“Moonrise Kingdom”, Une précision mathématique

Wes Anderson se révèle être un véritable architecte de son univers et de son film, agençant les éléments les plus disparates entre eux pour former un tout, ordonnant la mécanique des évènements avec une précision d’horloger jusqu’au chaos final, chaos lui-même méticuleusement orchestré. Le contraire de l’improvisation. Nous sommes en effet à des lieues d’un cinéma néoréaliste et des tentatives semi-improvisées de la Nouvelle-Vague. Cet ordre maniaque des choses obéit à une rigueur presque mathématique qui se traduit à l’écran par de nombreux procédés géométriques et véhicule une froideur compensée par l’humour et par l’abondance de couleurs chaudes, créant un équilibre parfait qui évite au film de s’enliser d’un côté (dans le figé, le trop factice, le non-vivant) ou de l’autre (le film pop, le trop criard).

Le côté obsessionnel de cette réalisation entre en écho avec la psychologie des enfants, eux-mêmes obsessionnels.

Relever les éléments géométriques dans la réalisation.

● LA SYMÉTRIE

Étudier la façon dont la plupart des images sont composées et repérer les très nombreuses symétries réalisées (axiales, centrales).
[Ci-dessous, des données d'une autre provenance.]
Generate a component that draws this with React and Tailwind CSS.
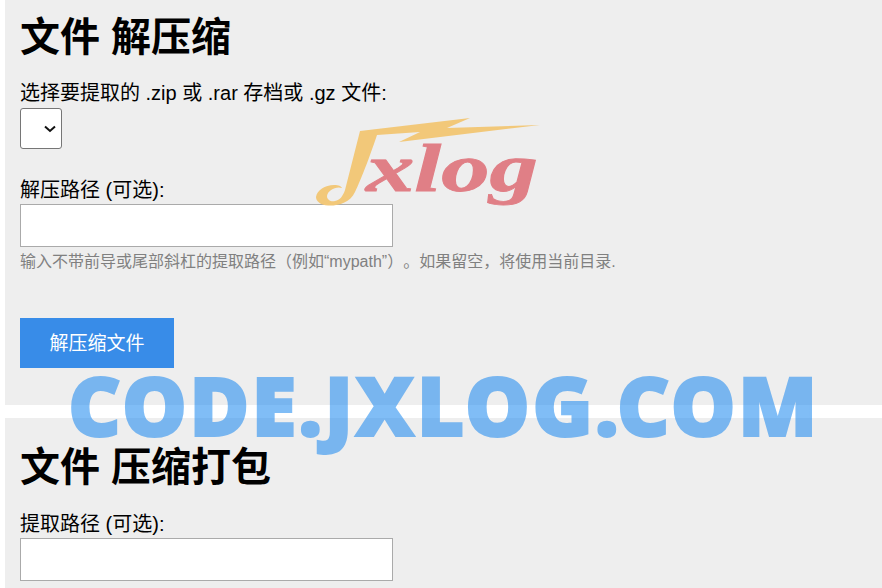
const sans = "font-['Liberation_Sans','Noto_Sans_CJK_SC',sans-serif]";

const Logo = () => (
  <svg className="absolute left-[316px] top-[118px] pointer-events-none overflow-visible" width="226" height="92" viewBox="316 118 226 92">
    <path
      fill="#f2c879"
      d="M360 131 L470 118 L447 128 L540 125 L399 142 L420 132 L377 135 C372 150 362 178 355 192 C350 203 338 206 328 205.5 C320 205 316 201 316 197 C317 190 325 185 334 185 C339 185 341 186 342 188 C336 186 328 190 327 196 C327 200 331 202 335 201 C340 200 343 196 345 190 Z"
    />
    <text
      transform="translate(366 191) scale(1 0.9)"
      fill="#e07f86"
      stroke="#e07f86"
      strokeWidth="1"
      fontSize="76"
      fontWeight="700"
      fontStyle="italic"
      textLength="172"
      lengthAdjust="spacingAndGlyphs"
      className="font-['Liberation_Serif',serif]"
    >
      xlog
    </text>
  </svg>
);

const Heading = ({ children }) => (
  <h1 className="text-[40px] leading-[48px] font-bold text-black">{children}</h1>
);

const Label = ({ children }) => (
  <label className="block text-[20px] leading-[26px] text-black">{children}</label>
);

const PathInput = () => (
  <input type="text" className="block mt-[1px] w-[373px] h-[43px] bg-white border border-[#aaaaaa]" />
);

const Help = ({ className, children }) => (
  <p className={`text-[16px] leading-[20px] text-[#808080] whitespace-nowrap [text-spacing-trim:space-all] ${className}`}>{children}</p>
);

const FileSelect = () => (
  <div className="relative mt-[2px] w-[42px] h-[41px]">
    <select className="block w-full h-full appearance-none bg-white border border-[#767676] rounded-[3px]"></select>
    <svg className="absolute left-[24px] top-[17px] pointer-events-none" width="12" height="8" viewBox="0 0 12 8">
      <polyline points="1,1.5 6,6 11,1.5" fill="none" stroke="#111111" strokeWidth="2" />
    </svg>
  </div>
);

export default function App() {
  return (
    <div className={`relative h-[588px] overflow-hidden bg-white pl-[5px] ${sans}`}>
      {/* extract form */}
      <section className="bg-[#eeeeee] pl-[15px] pt-[13px] pb-[37px]">
        <Heading>文件 解压缩</Heading>
        <div className="mt-[19px]">
          <Label>选择要提取的 .zip 或 .rar 存档或 .gz 文件:</Label>
          <FileSelect />
        </div>
        <div className="mt-[28px]">
          <Label>解压路径 (可选):</Label>
          <PathInput />
          <Help className="mt-[5px]">输入不带前导或尾部斜杠的提取路径（例如“mypath”）。如果留空，将使用当前目录.</Help>
        </div>
        <button className="block mt-[46px] w-[154px] h-[50px] pt-[3px] bg-[#388ce8] text-white text-[19px]">解压缩文件</button>
      </section>

      {/* compress form */}
      <section className="mt-[13px] bg-[#eeeeee] pl-[15px] pt-[25px] pb-[37px]">
        <Heading>文件 压缩打包</Heading>
        <div className="mt-[20px]">
          <Label>提取路径 (可选):</Label>
          <PathInput />
          <Help className="mt-[6px]">输入要压缩的文件路径（例如“mypath”）。如果留空，将使用当前目录.</Help>
        </div>
      </section>

      {/* watermarks sit over the page */}
      <Logo />
      <span className="absolute left-[68px] top-[348px] pointer-events-none text-[82px] leading-[112px] tracking-[2.1px] font-black font-['Noto_Sans',sans-serif] text-[#1988f0] opacity-55 [-webkit-text-stroke:2px_#1988f0] whitespace-nowrap">
        CODE.JXLOG.COM
      </span>
    </div>
  );
}
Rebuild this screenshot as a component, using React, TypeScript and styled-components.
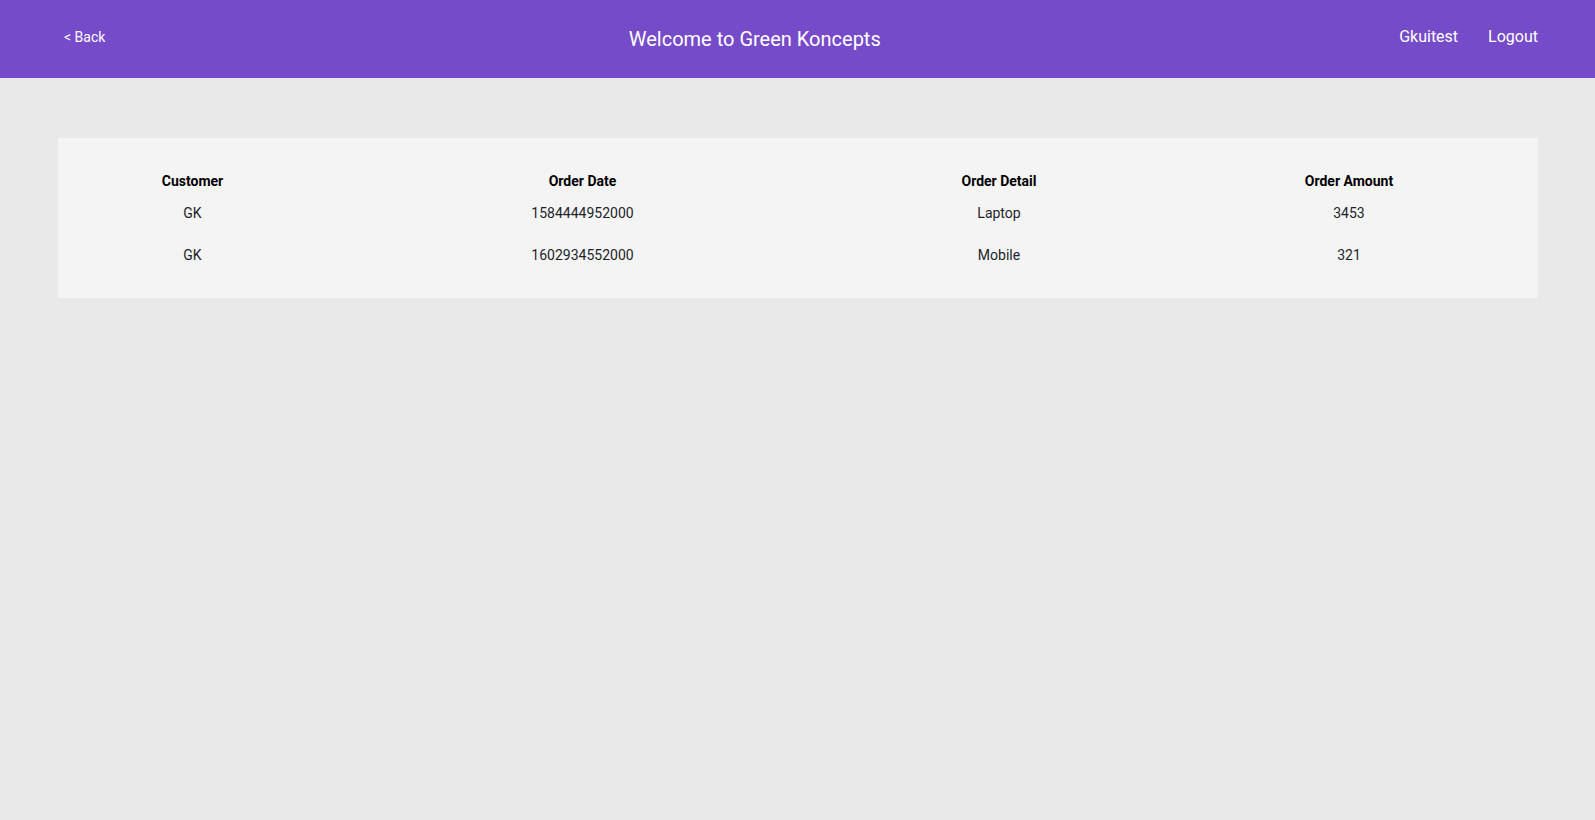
import React from "react";
import styled, { createGlobalStyle } from "styled-components";

const GlobalStyle = createGlobalStyle`
  html, body {
    margin: 0;
    padding: 0;
    background: #e9e9e9;
    font-family: Roboto, "Liberation Sans", Arial, sans-serif;
  }
  * { box-sizing: border-box; }
`;

const Page = styled.div`
  min-height: 820px;
  background: #e9e9e9;
`;

const Header = styled.header`
  height: 78px;
  background: #764bca;
  color: #ffffff;
  display: flex;
  justify-content: space-between;
  align-items: flex-start;
  padding: 27px 57px 0 64px;
`;

const BackLink = styled.a`
  font-size: 14px;
  margin-top: 2px;
  padding-right: 5px;
  color: #ffffff;
  text-decoration: none;
  cursor: pointer;
`;

const Title = styled.h1`
  margin: 0;
  font-size: 20px;
  font-weight: 400;
  line-height: normal;
`;

const UserNav = styled.nav`
  display: flex;
  gap: 30px;
`;

const NavItem = styled.a`
  font-size: 16px;
  color: #ffffff;
  text-decoration: none;
  cursor: pointer;
`;

const Main = styled.main`
  padding: 60px 57px 0 58px;
`;

const Card = styled.section`
  background: #f4f4f4;
  padding: 30px 0 22px;
`;

const Table = styled.table`
  width: 100%;
  border-collapse: collapse;
  table-layout: fixed;
`;

const Th = styled.th<{ $w: number }>`
  width: ${(p) => p.$w}px;
  font-size: 14px;
  font-weight: 700;
  color: #000000;
  text-align: center;
  line-height: 16px;
  padding: 5px 0 3px;
`;

const Td = styled.td`
  font-size: 14px;
  color: #1d1f2b;
  text-align: center;
  line-height: 18px;
  padding: 12px 0;
`;

const columns = [
  { label: "Customer", w: 269 },
  { label: "Order Date", w: 511 },
  { label: "Order Detail", w: 322 },
  { label: "Order Amount", w: 378 },
];

const orders = [
  { customer: "GK", date: "1584444952000", detail: "Laptop", amount: "3453" },
  { customer: "GK", date: "1602934552000", detail: "Mobile", amount: "321" },
];

export default function App() {
  return (
    <Page>
      <GlobalStyle />
      <Header>
        <BackLink>&lt; Back</BackLink>
        <Title>Welcome to Green Koncepts</Title>
        <UserNav>
          <NavItem>Gkuitest</NavItem>
          <NavItem>Logout</NavItem>
        </UserNav>
      </Header>
      <Main>
        <Card>
          <Table>
            <thead>
              <tr>
                {columns.map((c) => (
                  <Th key={c.label} $w={c.w}>
                    {c.label}
                  </Th>
                ))}
              </tr>
            </thead>
            <tbody>
              {orders.map((o, i) => (
                <tr key={i}>
                  <Td>{o.customer}</Td>
                  <Td>{o.date}</Td>
                  <Td>{o.detail}</Td>
                  <Td>{o.amount}</Td>
                </tr>
              ))}
            </tbody>
          </Table>
        </Card>
      </Main>
    </Page>
  );
}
La « froideur » de la symétrie est compensée par la chaleur des couleurs et par l’humour de la mise en scène. Voir Dossier # 260 pages 12-13 et Éloge de la symétrie en ligne ou en téléchargement ci-après

L’axe de symétrie est une récurrence du cinéma de Wes Anderson : voir vidéo « Centered » : (2’23)

● LES LIGNES

Au fil des séquences, de nombreuses horizontales (corde à linge, ligne d’horizon, pont, carreaux de fenêtres, essieu de l’hydravion, entrée du camp Ivanhoé, longue table des scouts, flèche tirée à l’arc…) et verticales (axe du split screen, cabane de scouts dans l’arbre, fermeture-éclair de la tente, éclair, clocher…) sont parsemées dans l’image, lignes que l’on retrouve aussi dans certains modes de filmage comme les travellings avants ou latéraux (rappelons-nous la présentation du camp Ivanhoé ou même le plan d’ouverture), les plongées et contre-plongées absolues (lors de l’évasion de Sam par exemple) et les panotages s’effectuent à 90°.

● Le filmage des personnages : Wes Anderson abuse volontairement de la frontalité pour filmer ses personnages lors de scènes cruciales (notamment dans certains dialogues importants), ils sont donc souvent présentés en position centrale, de face, en plans taille ou gros plans frontaux. En d’autres moments, les personnages sont montrés sous leur strict profil.

● Le rituel de la lecture : de même, le filmage du rituel de lecture obéit à des règles bien établies qui se conjuguent de manière identique : le livre ouvert est filmé frontalement en gros plan / le plan s’élargit sur Suzy qui lit, toujours de face / plan large sur la lectrice en position surplombante et sur le ou les auditeurs, plus bas / retour sur Suzy et son livre avec un plan serré la présentant de profil.

L’obsession d’horloger du réalisateur est d’ailleurs malicieusement soulignée lorsque Suzy annonce « 2ème partie » à la 45ème minute du film, soit à l’exacte moitié du film, juste avant que l’histoire ne bascule vers l’enchaînement des évènements.

Relever des éléments caractéristiques de la mise en scène et de l’univers du réalisateur. Peut-on définir un style Wes Anderson ?

Effectivement, tous ces éléments (excentricité bricolée, rigueur visuelle, récit en fugue, prégnance musicale, couleurs pop, liens à l’enfance…) forgent le style de Wes Anderson, immédiatement reconnaissable.